Book of Acts

Outline

Authorship, date, and background

The Acts of the Apostles and Luke's Gospel were written by the same person. Luke has been identified with both books from the earliest days, and while neither book has any author's identification in the text, there is no reason for supposing the books were written by anyone else. The internal evidences clearly point to someone close to Paul, to one who was his co-laborer in the gospel. No other Pauline companion fits the facts as closely as Luke. The date for the book lies somewhere between A.D. 64 and 72. Tradition has it that Luke died shortly after Paul was executed and The Acts ends with Paul's imprisonment in Rome. The two years spent there gave Luke sufficient time to do his research work in tracing down what happened as the gospel was preached throughout the Roman Empire. There is good reason to believe that the Good News was preached in North Africa and in the regions to the east of Palestine and perhaps as far as India and maybe even China. Luke did not write about that aspect of the gospel's progress. He confined his attention to Palestine, Turkey, and the Greek and Roman areas.

The Acts of the Apostles give the briefest account of all that transpired following the ascension of Jesus Christ and the beginning of the church at Pentecost. So Luke's account is limited largely to the ministries of Peter and Paul.  In these discussions it should be remembered that the ultimate author of all Scripture is the Holy Spirit, who selected and used the writers to accomplish the divine purpose. In the doing of this, while we have not been told everything that happened, we can know that what we are told is trustworthy and can be dependent on theologically and factually. Moreover, in Luke's case he certainly knew by personal experience some of what he wrote about. He gathered information no doubt from such people as Silas, Titus, Timothy, Apollos, John Mark, Barnabas, and many others. The Holy Spirit aided him in the choice and selection of his material and kept him from saying that which is not true.

Characteristics and content

Luke provides the link which connects the four Gospels with all of the other apostolic writings found in the New Testament. This book is really the bridge, the absence of which would leave us immeasurably poorer and in the dark about the earliest days of the church. Luke commences with the ascension, recording another statement of Jesus' command to take the gospel to the ends of the earth (Acts 1:8). Then comes Pentecost, which is the birthday of the church. Here it was that the disciples of Jesus received the power the Master had promised and were enabled to go forth preaching the word and performing miracles to attest to the truth of what they proclaimed.

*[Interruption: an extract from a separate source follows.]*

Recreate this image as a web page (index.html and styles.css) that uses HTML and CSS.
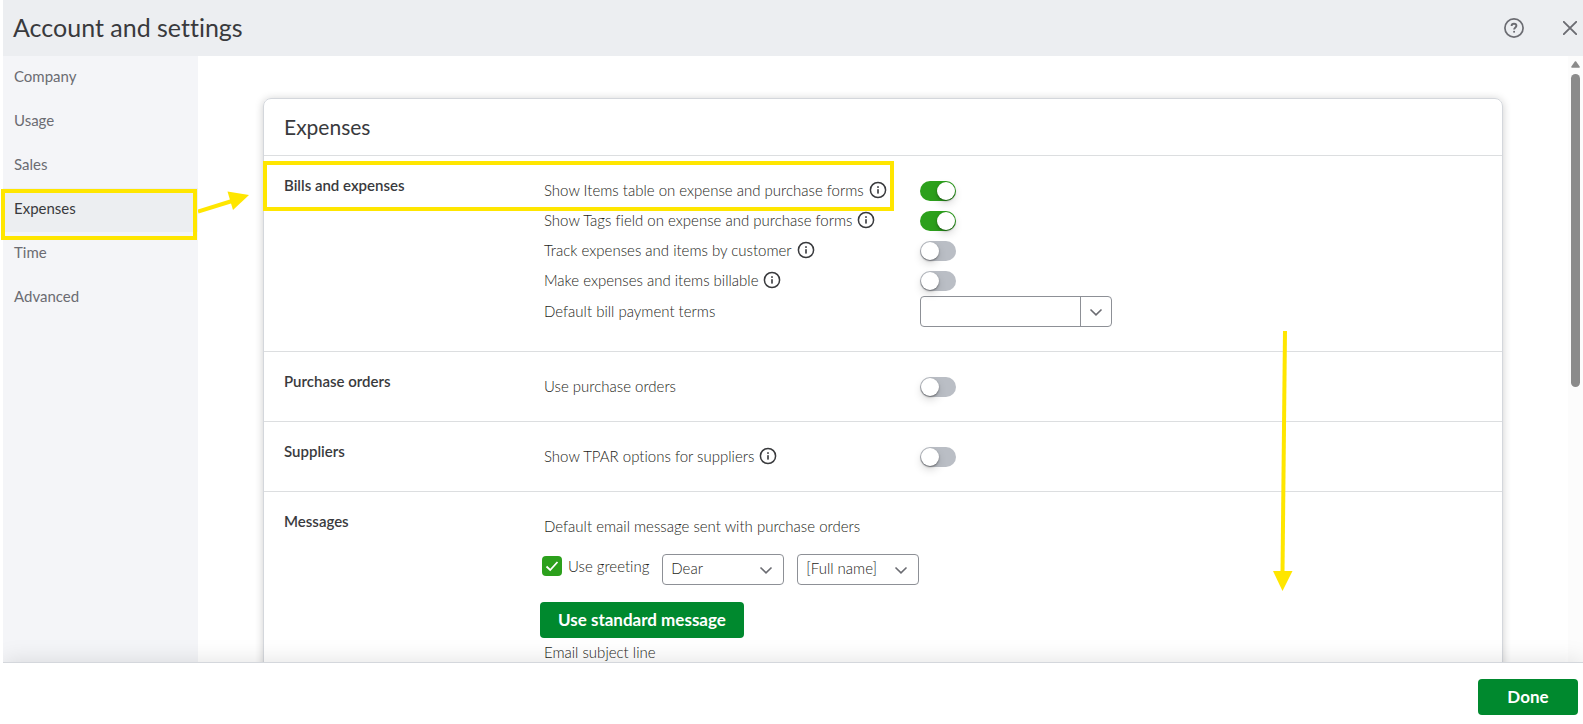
FILE: index.html
```html
<!DOCTYPE html>
<html lang="en">
    <head>
        <meta charset="utf-8">
        <title>Account and settings</title>
        <link rel="stylesheet" href="styles.css">
    </head>
    <body>
        <svg class="sprite" aria-hidden="true">
            <symbol id="icon-info" viewBox="0 0 18 18">
                <circle cx="9" cy="9" r="7.6" fill="none" stroke="currentColor" stroke-width="1.5"/>
                <rect x="8.2" y="5.2" width="1.6" height="1.7" fill="currentColor"/>
                <rect x="8.2" y="8.2" width="1.6" height="4.4" fill="currentColor"/>
            </symbol>
            <symbol id="icon-chevron" viewBox="0 0 14 14">
                <path d="M1.5 4.5 L7 9.8 L12.5 4.5" fill="none" stroke="currentColor" stroke-width="1.6"/>
            </symbol>
        </svg>

        <header class="header">
            <h1 class="title">Account and settings</h1>
            <button class="icon-button" type="button" aria-label="Help">
                <svg width="20" height="20" viewBox="0 0 20 20" fill="none" stroke="currentColor">
                    <circle cx="10" cy="10" r="9.1" stroke-width="1.7"/>
                    <path d="M7.6 7.9 C7.6 6.5 8.6 5.7 10 5.7 C11.4 5.7 12.4 6.6 12.4 7.8 C12.4 9.4 10.1 9.5 10.1 11.6" stroke-width="1.9"/>
                    <rect x="9.2" y="12.9" width="1.8" height="1.7" fill="currentColor" stroke="none"/>
                </svg>
            </button>
            <button class="icon-button" type="button" aria-label="Close">
                <svg width="14" height="14" viewBox="0 0 14 14" fill="none" stroke="currentColor" stroke-width="1.9" stroke-linecap="round">
                    <path d="M0.8 0.8 L13.2 13.2 M13.2 0.8 L0.8 13.2"/>
                </svg>
            </button>
        </header>

        <div class="body">
            <nav class="sidebar">
                <a class="nav-item" href="#">Company</a>
                <a class="nav-item" href="#">Usage</a>
                <a class="nav-item" href="#">Sales</a>
                <a class="nav-item active" href="#">
                    Expenses
                    <span class="highlight highlight-nav"></span>
                    <svg class="arrow-nav" width="54" height="24" viewBox="0 0 54 24" fill="#ffe600">
                        <path d="M0 20.5 L34 10" stroke="#ffe600" stroke-width="4"/>
                        <path d="M51 4 L29.5 0.5 L35 19 Z"/>
                    </svg>
                </a>
                <a class="nav-item" href="#">Time</a>
                <a class="nav-item" href="#">Advanced</a>
            </nav>

            <main class="content">
                <div class="card">
                    <h2 class="card-title">Expenses</h2>

                    <section class="section section-bills">
                        <span class="highlight highlight-bills"></span>
                        <h3 class="section-title">Bills and expenses</h3>
                        <div class="settings">
                            <div class="setting">
                                <div class="setting-name">
                                    <label for="items-table">Show Items table on expense and purchase forms</label>
                                    <button class="info" type="button" aria-label="More info"><svg width="18" height="18"><use href="#icon-info"/></svg></button>
                                </div>
                                <input id="items-table" class="toggle" type="checkbox" checked>
                            </div>
                            <div class="setting">
                                <div class="setting-name">
                                    <label for="tags-field">Show Tags field on expense and purchase forms</label>
                                    <button class="info" type="button" aria-label="More info"><svg width="18" height="18"><use href="#icon-info"/></svg></button>
                                </div>
                                <input id="tags-field" class="toggle" type="checkbox" checked>
                            </div>
                            <div class="setting">
                                <div class="setting-name">
                                    <label for="track-customer">Track expenses and items by customer</label>
                                    <button class="info" type="button" aria-label="More info"><svg width="18" height="18"><use href="#icon-info"/></svg></button>
                                </div>
                                <input id="track-customer" class="toggle" type="checkbox">
                            </div>
                            <div class="setting">
                                <div class="setting-name">
                                    <label for="billable">Make expenses and items billable</label>
                                    <button class="info" type="button" aria-label="More info"><svg width="18" height="18"><use href="#icon-info"/></svg></button>
                                </div>
                                <input id="billable" class="toggle" type="checkbox">
                            </div>
                            <div class="setting">
                                <div class="setting-name">
                                    <label for="terms">Default bill payment terms</label>
                                </div>
                                <div class="select select-terms">
                                    <select id="terms"><option></option></select>
                                    <span class="chevron"><svg width="14" height="14"><use href="#icon-chevron"/></svg></span>
                                </div>
                            </div>
                        </div>
                    </section>

                    <section class="section">
                        <h3 class="section-title">Purchase orders</h3>
                        <div class="settings">
                            <div class="setting">
                                <div class="setting-name">
                                    <label for="purchase-orders">Use purchase orders</label>
                                </div>
                                <input id="purchase-orders" class="toggle" type="checkbox">
                            </div>
                        </div>
                    </section>

                    <section class="section">
                        <h3 class="section-title">Suppliers</h3>
                        <div class="settings">
                            <div class="setting">
                                <div class="setting-name">
                                    <label for="tpar">Show TPAR options for suppliers</label>
                                    <button class="info" type="button" aria-label="More info"><svg width="18" height="18"><use href="#icon-info"/></svg></button>
                                </div>
                                <input id="tpar" class="toggle" type="checkbox">
                            </div>
                        </div>
                    </section>

                    <section class="section">
                        <h3 class="section-title">Messages</h3>
                        <div class="settings">
                            <p class="text">Default email message sent with purchase orders</p>
                            <div class="greeting">
                                <label class="check-label">
                                    <span class="check">
                                        <input type="checkbox" checked>
                                        <svg width="14" height="14" viewBox="0 0 14 14"><path d="M1.5 7.5 L5.2 11 L12.5 3" fill="none" stroke="#fff" stroke-width="1.8"/></svg>
                                    </span>
                                    Use greeting
                                </label>
                                <div class="select">
                                    <select aria-label="Greeting"><option>Dear</option></select>
                                    <span class="chevron"><svg width="14" height="14"><use href="#icon-chevron"/></svg></span>
                                </div>
                                <div class="select">
                                    <select aria-label="Name format"><option>[Full name]</option></select>
                                    <span class="chevron"><svg width="14" height="14"><use href="#icon-chevron"/></svg></span>
                                </div>
                            </div>
                            <button class="button button-message" type="button">Use standard message</button>
                            <p class="text">Email subject line</p>
                        </div>
                    </section>

                    <svg class="arrow-down" width="22" height="262" viewBox="0 0 22 262" fill="#ffe600">
                        <path d="M13 0 L10.5 242" stroke="#ffe600" stroke-width="4"/>
                        <path d="M1 240 L20.5 240 L10.5 260 Z"/>
                    </svg>
                </div>
            </main>

            <div class="scrollbar" aria-hidden="true">
                <svg width="9" height="7" viewBox="0 0 9 7"><path d="M4.5 1 L8 6 L1 6 Z" fill="#8b8b8b" stroke="#8b8b8b" stroke-width="1.6" stroke-linejoin="round"/></svg>
                <div class="thumb"></div>
            </div>
        </div>

        <footer class="footer">
            <button class="button button-done" type="button">Done</button>
        </footer>
    </body>
</html>
```

FILE: styles.css
```css
* {
    box-sizing: border-box;
}

body {
    margin: 0;
    padding-left: 3px;
    height: 100vh;
    overflow: hidden;
    display: flex;
    flex-direction: column;
    font-family: Lato, "Open Sans", sans-serif;
    font-size: 15px;
    line-height: 18px;
    font-variant-ligatures: none;
    color: #393a3d;
    background: #fff;
}

h1, h2, h3, p {
    margin: 0;
    font-weight: normal;
}

button, select {
    font: inherit;
    color: inherit;
}

svg {
    display: block;
}

.sprite {
    position: absolute;
    width: 0;
    height: 0;
}

/* Header */
.header {
    height: 56px;
    flex: none;
    display: flex;
    align-items: center;
    padding: 0 6px 0 10px;
    background: #eceef1;
}

.title {
    flex: 1;
    padding-bottom: 2px;
    font-size: 25px;
    line-height: 32px;
}

.icon-button {
    display: flex;
    padding: 0;
    border: 0;
    background: none;
    color: #6b6c72;
}

.icon-button + .icon-button {
    margin-left: 39px;
}

/* Layout */
.body {
    flex: 1;
    min-height: 0;
    display: flex;
}

.content {
    flex: 1;
    overflow: hidden;
    padding: 42px 65px 0;
}

/* Sidebar */
.sidebar {
    width: 195px;
    flex: none;
    background: #f4f5f8;
}

.nav-item {
    position: relative;
    display: block;
    height: 44px;
    padding: 11px;
    color: #6b6c72;
    text-decoration: none;
}

.nav-item.active {
    background: #eceef1;
    color: #393a3d;
}

/* Card */
.card {
    position: relative;
    border: 1px solid #d4d7dc;
    border-radius: 8px;
    box-shadow: 0 1px 8px rgba(0, 0, 0, 0.2);
}

.card-title {
    padding: 14px 20px;
    font-size: 21px;
    line-height: 28px;
}

.section {
    position: relative;
    display: flex;
    padding: 20px 20px 19px;
    border-top: 1px solid #dcdee0;
}

.section-bills {
    padding-bottom: 24px;
}

.section-title {
    width: 260px;
    flex: none;
    font-size: 15px;
    font-weight: 600;
}

.settings {
    flex: 1;
    font-weight: 300;
    color: #1d1e20;
}

.setting {
    display: flex;
    align-items: center;
    min-height: 30px;
}

.setting-name {
    width: 376px;
    display: flex;
    align-items: center;
    gap: 5px;
    padding-bottom: 2px;
}

.text {
    padding-bottom: 2px;
    line-height: 28px;
    font-weight: 300;
}

.info {
    display: flex;
    padding: 0;
    border: 0;
    background: none;
    color: #393a3d;
}

/* Toggle */
.toggle {
    appearance: none;
    width: 36px;
    height: 20px;
    margin: 0;
    padding: 1px;
    border-radius: 10px;
    background: #babec5;
}

.toggle::before {
    content: "";
    display: block;
    width: 18px;
    height: 18px;
    border-radius: 50%;
    background: #fff;
    box-shadow: 0 1px 2px rgba(0, 0, 0, 0.4), 0 4px 8px rgba(0, 0, 0, 0.15);
}

.toggle:checked {
    background: #2ca01c;
}

.toggle:checked::before {
    margin-left: auto;
}

/* Select */
.select {
    width: 122px;
    height: 31px;
    display: grid;
    border: 1px solid #8d9096;
    border-radius: 4px;
    overflow: hidden;
}

.select select {
    grid-area: 1 / 1;
    appearance: none;
    width: 100%;
    padding: 0 8px 3px;
    border: 0;
    background: none;
}

.select .chevron {
    grid-area: 1 / 1;
    justify-self: end;
    display: flex;
    align-items: center;
    padding: 0 10px;
    color: #6b6c72;
    pointer-events: none;
}

.select-terms {
    width: 192px;
}

.select-terms .chevron {
    padding: 0 8px;
    border-left: 1px solid #8d9096;
}

/* Greeting */
.greeting {
    display: flex;
    align-items: flex-start;
    gap: 13px;
    margin: 12px 0 17px -2px;
}

.check-label {
    display: flex;
    align-items: center;
    gap: 6px;
    height: 24px;
}

.check {
    display: grid;
    place-items: center;
}

.check input {
    grid-area: 1 / 1;
    appearance: none;
    width: 20px;
    height: 20px;
    margin: 0;
    border-radius: 4px;
    background: #2ca01c;
}

.check svg {
    grid-area: 1 / 1;
    z-index: 1;
}

/* Buttons */
.button {
    display: block;
    height: 36px;
    padding: 0 18px;
    border: 0;
    border-radius: 4px;
    background: #00892e;
    color: #fff;
    font-size: 17px;
    font-weight: bold;
}

.button-message {
    margin-left: -4px;
}

.button-done {
    width: 100px;
}

/* Scrollbar */
.scrollbar {
    width: 15px;
    flex: none;
    display: flex;
    flex-direction: column;
    align-items: center;
    gap: 6px;
    padding-top: 5px;
    background: #fcfcfc;
}

.thumb {
    width: 9px;
    height: 52%;
    border-radius: 5px;
    background: #8b8b8b;
}

/* Footer */
.footer {
    position: relative;
    flex: none;
    display: flex;
    justify-content: flex-end;
    padding: 16px 5px 9px;
    border-top: 1px solid #d4d7dc;
    background: #fff;
    box-shadow: 0 0 24px rgba(0, 0, 0, 0.13);
    clip-path: inset(-30px 0 0 0);
}

/* Highlights and arrows over the page */
.highlight {
    position: absolute;
    border: 4px solid #ffe600;
    pointer-events: none;
}

.highlight-nav {
    inset: 1px 1px -8px -2px;
}

.arrow-nav {
    position: absolute;
    left: 100%;
    top: 3px;
}

.highlight-bills {
    left: -1px;
    top: 5px;
    width: 631px;
    height: 50px;
}

.arrow-down {
    position: absolute;
    right: 208px;
    top: 232px;
}
```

The sermons Luke records are strikingly similar in content. Again and again the core of the messages claims that Jesus Christ died for men's sins, rose again, and had been exalted in heaven at the throne of His Father. This Jesus, they claim, is the Lord, and Christ the Messiah, who is for Jew and Gentile alike. They urge men everywhere to repent, accept Christ by faith, be baptized, receive the gift of the Holy Spirit, and enjoy the promise of God of their participation in the new age which began at Pentecost and which would reach its consummation with the return of Jesus in righteousness to judge the world. The resurrection of Jesus lies at the heart of the apostolic Good News.

Luke also emphasizes the person and work of the Holy Spirit - the one who brings conviction of sin, of righteousness, and of judgement. He sends forth workers into the harvest field (see Acts 13). Sin is judged immediately in the early church to show men they cannot play fast and loose with God and with truth. Ananias and Sapphira are the first to experience the wrath of God for transgression. It is Peter who speaks of their sin as one in which they were lying to the Holy Spirit (5:3). Luke records how believers are filled with the Holy Spirit and this makes all the difference in their lives in the ministry. Of Paul and Silas, Luke says they "were forbidden of the Holy Ghost [Spirit] to preach the word in Asia" (16:6).

This book comes to a conclusion at a time when the Roman Empire had been evangelized, churches established, elders and deacons selected, and the basic order of the church set up.